The son of Christian parents, he served in the Roman Army under the Emperor Diocletian, rising through the ranks to become an officer in the Imperial Guard.
Diocletian's second in command was Galerius, a supporter of the pagan religion, and when rumours spread that Christians were plotting his death an edict was issued which ordered the destruction of Christian churches, the burning of scriptures and the decree that everyone must recognise the divinity of the Emperor by throwing incense on a lamp beside his statue. St. George refused and went to the city of Nicomedia where he tore down the notice of the edict, publicly denounced the persecution and gave all his property to the poor. Although arrested and tortured, he refused to denounce his faith and was beheaded on 23 April, 303.
St. George was buried in Lydda, where a rose bush was planted on his grave and a church built on the site.

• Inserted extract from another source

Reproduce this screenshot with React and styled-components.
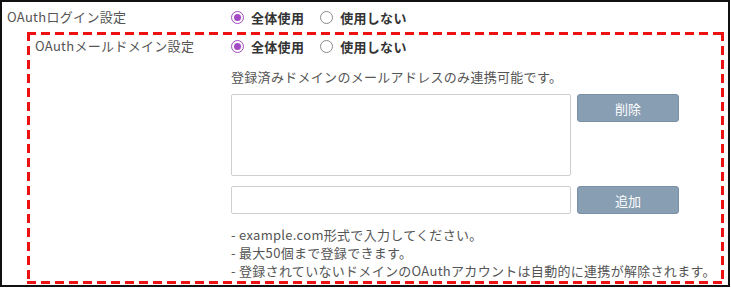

Remarkably, within a few years of his death, under the rule of Emperor Constantine, Christianity had become the official religion of the Roman Empire. Word of St. George's courage and sacrifice spread across Christendom and the tomb of "The Great Martyr", as it was known, became a place of pilgrimage with many visitors telling stories of the miracles they had witnessed.
In 330 AD the Emperor dedicated a church to St. George in the new city of Constantinople and it is known that as early as 346 AD two other churches bore his name at Shaqqa and Ezria in Syria.
Although the fame of St. George is often said to have reached England's shores through stories told by returning crusaders in the 11th and 12th centuries, there is a great deal of evidence to suggest that the cult of St. George existed long before then. In his book The Story of St George, Anthony Cooney makes the interesting observation that a Church Council was held at Lydda in 415 AD, a meeting that was sure to have been attended by clerics from Britain who would have spread the word about St. George on their return. It is certainly known that there was a church dedicated to St. George at Fordington in Dorset during the reign of Alfred the Great (871-899) and that King Canute (who reigned 1016-1035) founded a monastery at Thetford under his patronage.
Many of the miracles associated with St. George were to do with people being healed of illnesses and injuries after offering up prayers to the soldier-saint, but it was the numerous accounts of how St. George appeared at critical moments in battles that enhanced his status as a great Christian defender. He was said to have helped the Normans beat the Saracens in Sicily in 1063 and on several occasions was seen by crusaders coming to their aid. At the siege of Antioch in 1098 his figure was glimpsed in the sky leading an army of knights, and at Jerusalem King Richard I, the Lionheart (1189-99), saw a vision of St. George with his red-cross banner. Richard took St. George as his own personal patron, placing himself and his army under the protection of the Christian martyr. This adoption by successive monarchs was tremendously important in the gradual evolution of St. George as patron saint of England.
In 1222 during the reign of Henry III (1216-1272) the Council of Bishops at Oxford declared 23rd April to be St. George's Day, and in 1265 at the Battle of Evesham the red cross was carried as a military flag for the first time. Edward I (1272-1307) took this a step further by ordering that the Cross of St. George should be carried by the monarch, joining the banners of Edmund and Edward the Confessor, two other popular saints.
It was Edward III (1327-1377) probably more than any other monarch, who promoted St. George most publicly and passionately.
In 1348 he founded the Order of the Garter, a brotherhood of chivalric knights dedicated to the Virgin Mary, Edward the Confessor and St. George, and built St George's Chapel at Windsor.
Edward's allegiance to the saint, whose help he had called upon, was strengthened by his victory at the siege of Callais in 1347, and in 1351 an official document declared: "The English nation call upon St. George as their special patron, particularly in war."
In 1415, on the eve of Henry V's departure to Normandy to campaign in the Hundred Years War, all English people were ordered to attend church and to pray to St. George to watch over the king. Following Henry's magnificent victory at Agincourt, a spectacular pageant was held in London which included a statue of St. George; St. George's Day was elevated to "a greater double" feast day, and a new declaration restated the position that the saint was to be regarded as "the special patron and protector of the English nation". Subsequent rulers remained devoted to St. George and during Henry VIII's reign (1509-1547) the Cross of St. George was officially adopted as England's flag.
St. George would certainly have become familiar to ordinary people through wall paintings, altarpieces and sculptures in many churches throughout England. One of the earliest of these was a carving above the door of the church at Fordington which shows the saint on horseback doing battle with enemy soldiers.
In the centuries since the Middle Ages the flame of St. George, enduring symbol of courage, sacrifice and unquenchable Christian faith, has sometimes burned brightly and sometimes merely flickered, but it has never gone out. As well as England, he is the patron saint of Aragon, Barcelona, Bavaria, Georgia, Hungary, Lithuania, Malta and Portugal to name but a few. He is also the patron saint of farmers and scouting.